Cada década que llega a mi DNI emprendo alguna aventura para demostrar que no me he hecho viejo. Por ejemplo, en los sesenta me he casado y he entrado en la universidad. A los cuarenta pasé de trabajar en prensa sobre muertes a hacerlo para los vivos de la televisión. A los treinta dejé la zona de confort de Tarragona para trabajar en un diario de Canarias. Cuando cumplí el medio siglo, decidí hacer un viaje en autostop. Ni que decir tiene que un tipo con barriga y canas no atrae tanto la atención como esa rubia del Tulipán Negro. El autostop es mucho más barato que la Renfe, ¡Donde va a parar! pero tiene una desventaja: que tienes esperar muchas horas. ¡Un momento! Pienso... borrad esta frase.
Hice «a dedo» un Barcelona-Madrid-Barcelona subiendo a una decena de camiones: búlgaros, rumanos, portugueses y un catalán. Cada uno me explicaba cómo era su vida, su país y, especialmente, los problemas que se encontraba para hacer equilibrios económicos y de tiempo, llegar a destino a gusto del cliente y sortear atascos o averías.

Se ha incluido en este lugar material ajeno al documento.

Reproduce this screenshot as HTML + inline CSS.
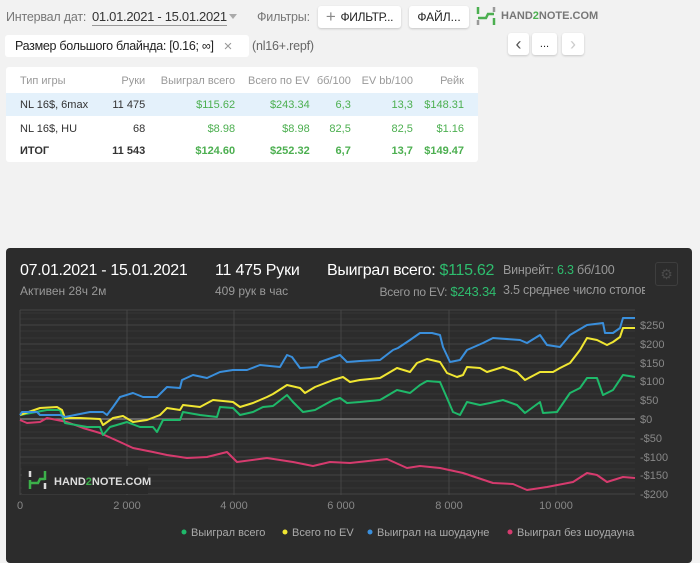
<!DOCTYPE html>
<html><head><meta charset="utf-8"><style>
*{margin:0;padding:0;box-sizing:border-box}
body{width:700px;height:557px;background:#f2f2f2;font-family:"Liberation Sans",sans-serif;position:relative;overflow:hidden;color:#333}
.a{position:absolute;white-space:nowrap}
.btn{position:absolute;background:#fff;border-radius:3px;box-shadow:0 1px 2px rgba(0,0,0,.18);font-size:12px;color:#222;display:flex;align-items:center;justify-content:center;white-space:nowrap}
table{border-collapse:collapse;font-size:11px}
.g{color:#4caf50}
td{height:20px;padding:0}
</style></head><body>
<div class="a" style="left:6px;top:10px;font-size:12.5px;color:#777;letter-spacing:-0.2px">Интервал дат:</div>
<div class="a" style="left:92px;top:9px;font-size:13px;color:#333;border-bottom:1px solid #999;padding-bottom:1px;letter-spacing:-0.3px">01.01.2021 - 15.01.2021</div>
<div class="a" style="left:229px;top:14px;width:0;height:0;border-left:4px solid transparent;border-right:4px solid transparent;border-top:5px solid #aaa"></div>
<div class="a" style="left:257px;top:10px;font-size:12.5px;color:#777;letter-spacing:-0.2px">Фильтры:</div>
<div class="btn" style="left:318px;top:6px;width:83px;height:22px;letter-spacing:-0.3px"><span style="color:#888;font-size:17px;margin-right:5px">+</span>ФИЛЬТР...</div>
<div class="btn" style="left:409px;top:6px;width:60px;height:22px">ФАЙЛ...</div>
<svg class="a" style="left:476px;top:6px" width="20" height="20"><path d="M2 1v7M18 12v7" stroke="#4caf50" stroke-width="2.5"/><path d="M2 12h8l2-4h6" stroke="#4caf50" stroke-width="2.5" fill="none"/><path d="M2 14v5M18 1v5" stroke="#999" stroke-width="2.5"/></svg>
<div class="a" style="left:501px;top:10px;font-size:11px;font-weight:bold;color:#777">HAND<span style="color:#4caf50">2</span>NOTE.COM</div>
<div class="btn" style="left:5px;top:35px;width:244px;height:22px;justify-content:flex-start;padding-left:10px;font-size:12.5px;letter-spacing:-0.3px;box-shadow:none">Размер большого блайнда: [0.16; ∞]<span style="color:#999;margin-left:10px;font-size:15px">×</span></div>
<div class="a" style="left:252px;top:39px;font-size:12.5px;color:#666;letter-spacing:-0.2px">(nl16+.repf)</div>
<div class="btn" style="left:508px;top:33px;width:21px;height:22px;font-size:18px;color:#555">‹</div>
<div class="btn" style="left:532px;top:33px;width:25px;height:22px;font-size:11px">...</div>
<div class="btn" style="left:562px;top:33px;width:22px;height:22px;font-size:18px;color:#ccc">›</div>
<div class="a" style="left:6px;top:67px;width:472px;height:95px;background:#fff;border-radius:3px">
<table style="width:472px;margin-top:2px">
<tr style="color:#999"><td style="padding-left:14px;height:24px">Тип игры</td><td align="right">Руки</td><td align="right">Выиграл всего</td><td align="right">Всего по EV</td><td align="right">бб/100</td><td align="right">EV bb/100</td><td align="right" style="padding-right:14px">Рейк</td></tr>
<tr style="background:#e4f1fb;height:23px"><td style="padding-left:14px">NL 16$, 6max</td><td align="right">11 475</td><td align="right" class="g">$115.62</td><td align="right" class="g">$243.34</td><td align="right" class="g">6,3</td><td align="right" class="g">13,3</td><td align="right" class="g" style="padding-right:14px">$148.31</td></tr>
<tr style="height:25px"><td style="padding-left:14px">NL 16$, HU</td><td align="right">68</td><td align="right" class="g">$8.98</td><td align="right" class="g">$8.98</td><td align="right" class="g">82,5</td><td align="right" class="g">82,5</td><td align="right" class="g" style="padding-right:14px">$1.16</td></tr>
<tr style="font-weight:bold"><td style="padding-left:14px">ИТОГ</td><td align="right">11 543</td><td align="right" class="g">$124.60</td><td align="right" class="g">$252.32</td><td align="right" class="g">6,7</td><td align="right" class="g">13,7</td><td align="right" class="g" style="padding-right:14px">$149.47</td></tr>
</table></div>
<div class="a" style="left:6px;top:248px;width:686px;height:315px;background:#2c2c2c;border-radius:4px"></div>
<div class="a" style="left:20px;top:262px;font-size:16px;color:#fff;letter-spacing:-0.3px">07.01.2021 - 15.01.2021</div>
<div class="a" style="left:20px;top:284px;font-size:12px;color:#999">Активен 28ч 2м</div>
<div class="a" style="left:215px;top:262px;font-size:16px;color:#fff;letter-spacing:-0.2px">11 475 Руки</div>
<div class="a" style="left:215px;top:284px;font-size:12px;color:#999">409 рук в час</div>
<div class="a" style="left:327px;top:262px;font-size:16px;color:#fff;letter-spacing:-0.3px">Выиграл всего: <span style="color:#2ebd6e">$115.62</span></div>
<div class="a" style="right:204px;top:284px;font-size:12px;color:#999;letter-spacing:-0.2px">Всего по EV: <span style="color:#2ebd6e;font-size:13px">$243.34</span></div>
<div class="a" style="left:503px;top:263px;font-size:12.5px;color:#999;letter-spacing:-0.2px">Винрейт: <span style="color:#2ebd6e">6.3</span> бб/100</div>
<div class="a" style="left:503px;top:283px;font-size:12.5px;color:#999;width:142px;overflow:hidden;letter-spacing:-0.2px">3.5 среднее число столов</div>
<div class="a" style="left:655px;top:262px;width:23px;height:24px;border:1px solid #3e3e3e;border-radius:3px;color:#4a4a4a;font-size:14px;text-align:center;line-height:22px">⚙</div>
<svg class="a" style="left:0;top:0" width="700" height="557">
<g stroke="#363636" stroke-width="1">
<path d="M20 313H635M20 319H635M20 331H635M20 338H635M20 350H635M20 356H635M20 369H635M20 375H635M20 387H635M20 394H635M20 406H635M20 413H635M20 425H635M20 432H635M20 444H635M20 450H635M20 463H635M20 469H635M20 481H635M20 488H635"/>
</g>
<g stroke="#454545" stroke-width="1">
<path d="M20 310H635M20 325H635M20 344H635M20 363H635M20 381H635M20 400H635M20 438H635M20 457H635M20 475H635M20 494H635M20 310V495M127 310V495M234 310V495M341 310V495M449 310V495M556 310V495"/>
</g>
<path d="M20 419H635" stroke="#888" stroke-width="1.2"/>
<g fill="none" stroke-width="2" stroke-linejoin="round">
<polyline stroke="#d63b6e" points="20,420 27,423 40,422 47,418 67,422 83,428 100,433 120,442 133,448 153,452 167,455 187,458 207,457 227,452 237,462 267,458 293,462 313,466 330,462 350,463 387,459 407,468 420,466 440,468 463,473 493,483 513,484 527,490 547,487 573,482 587,473 597,475 607,482 623,477 635,478"/>
<polyline stroke="#1fb96a" points="20,415 47,410 60,410 65,423 87,427 100,427 103,435 110,427 127,422 140,427 153,427 157,432 163,420 180,420 183,412 200,415 217,417 220,407 233,408 240,415 253,412 263,407 273,406 287,395 293,402 303,412 315,410 333,400 340,398 347,403 360,402 380,400 397,390 410,393 420,385 427,381 440,382 447,398 453,412 460,415 467,402 480,405 490,403 503,400 517,405 525,413 540,402 543,413 557,412 570,393 580,388 587,378 597,378 603,395 613,390 623,375 635,377"/>
<polyline stroke="#f0e632" points="20,415 40,408 57,407 62,410 65,418 80,418 100,419 103,425 113,418 123,416 133,422 147,420 160,415 167,408 180,410 183,405 200,407 213,400 233,402 240,407 253,403 267,397 273,394 287,385 300,388 305,393 315,387 333,380 343,377 350,382 360,380 380,378 397,368 410,372 417,363 427,359 440,362 447,373 457,377 463,375 467,367 480,368 487,372 503,367 517,372 525,380 540,372 553,372 560,368 570,363 580,350 587,338 597,340 607,345 613,342 620,337 623,328 635,328"/>
<polyline stroke="#3a8fdc" points="20,415 22,412 37,412 40,415 60,415 65,417 90,412 103,412 107,415 113,407 120,397 133,393 143,397 157,397 167,387 180,388 182,380 193,375 207,378 220,372 233,370 247,370 260,365 280,367 287,355 292,357 300,368 317,367 320,362 340,355 347,362 360,361 380,360 393,350 398,348 410,340 420,333 432,333 440,335 443,347 450,362 460,360 467,350 483,343 493,338 520,340 527,343 540,335 547,345 560,347 570,335 587,325 603,323 605,333 613,333 620,328 623,318 635,318"/>
</g>
<rect x="22" y="466" width="126" height="28" fill="#2a2a2a"/>
<path d="M30 471v6M45 483v6" stroke="#ddd" stroke-width="2.5"/>
<path d="M30 480v9M45 471v9" stroke="#3cb04a" stroke-width="2.5"/>
<path d="M30 483h8l2-4h5" stroke="#3cb04a" stroke-width="2.5" fill="none"/>
<text x="54" y="485" font-size="11" font-weight="bold" fill="#ddd" font-family="Liberation Sans">HAND<tspan fill="#3cb04a">2</tspan>NOTE.COM</text>
<g font-size="11" fill="#888" font-family="Liberation Sans">
<text x="640" y="329">$250</text><text x="640" y="348">$200</text><text x="640" y="367">$150</text><text x="640" y="385">$100</text><text x="640" y="404">$50</text><text x="640" y="423">$0</text><text x="640" y="442">-$50</text><text x="640" y="461">-$100</text><text x="640" y="479">-$150</text><text x="640" y="498">-$200</text>
<g text-anchor="middle"><text x="20" y="509">0</text><text x="127" y="509">2 000</text><text x="234" y="509">4 000</text><text x="341" y="509">6 000</text><text x="449" y="509">8 000</text><text x="556" y="509">10 000</text></g>
</g>
<g font-size="11" fill="#aaa" font-family="Liberation Sans">
<circle cx="184" cy="532" r="2.5" fill="#1fb96a"/><text x="191" y="536">Выиграл всего</text>
<circle cx="285" cy="532" r="2.5" fill="#f0e632"/><text x="292" y="536">Всего по EV</text>
<circle cx="370" cy="532" r="2.5" fill="#3a8fdc"/><text x="377" y="536">Выиграл на шоудауне</text>
<circle cx="510" cy="532" r="2.5" fill="#d63b6e"/><text x="517" y="536">Выиграл без шоудауна</text>
</g>
</svg>
</body></html>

No hay nada como estar en la piel de un profesional en su puesto de trabajo para conocer de primera mano el sector. Se llama periodismo. Mi aventura fue enriquecedora. En Alfajarín, en Zaragoza, o en un área de Lleida descubrí auténticos «campamentos» con vecindad civil imprecisa de chóferes que se conocían, el que venía de Huelva y el que vivía en Figueres. Jugaban a cartas, miraban la tele en la litera, fumaban o paseaban en la oscuridad esperando a que tocaran diana. No podían conducir cuando querían sino cuando lo decía un aparatito: el tacómetro. Mucha soledad, acompañada de paisajes europeos que abren el alma con flamenco en la radio. Un mundo. Mi apoyo a las reivindicaciones de estos hombres que se dejan la vida en carretera, aunque no tengan ningún accidente.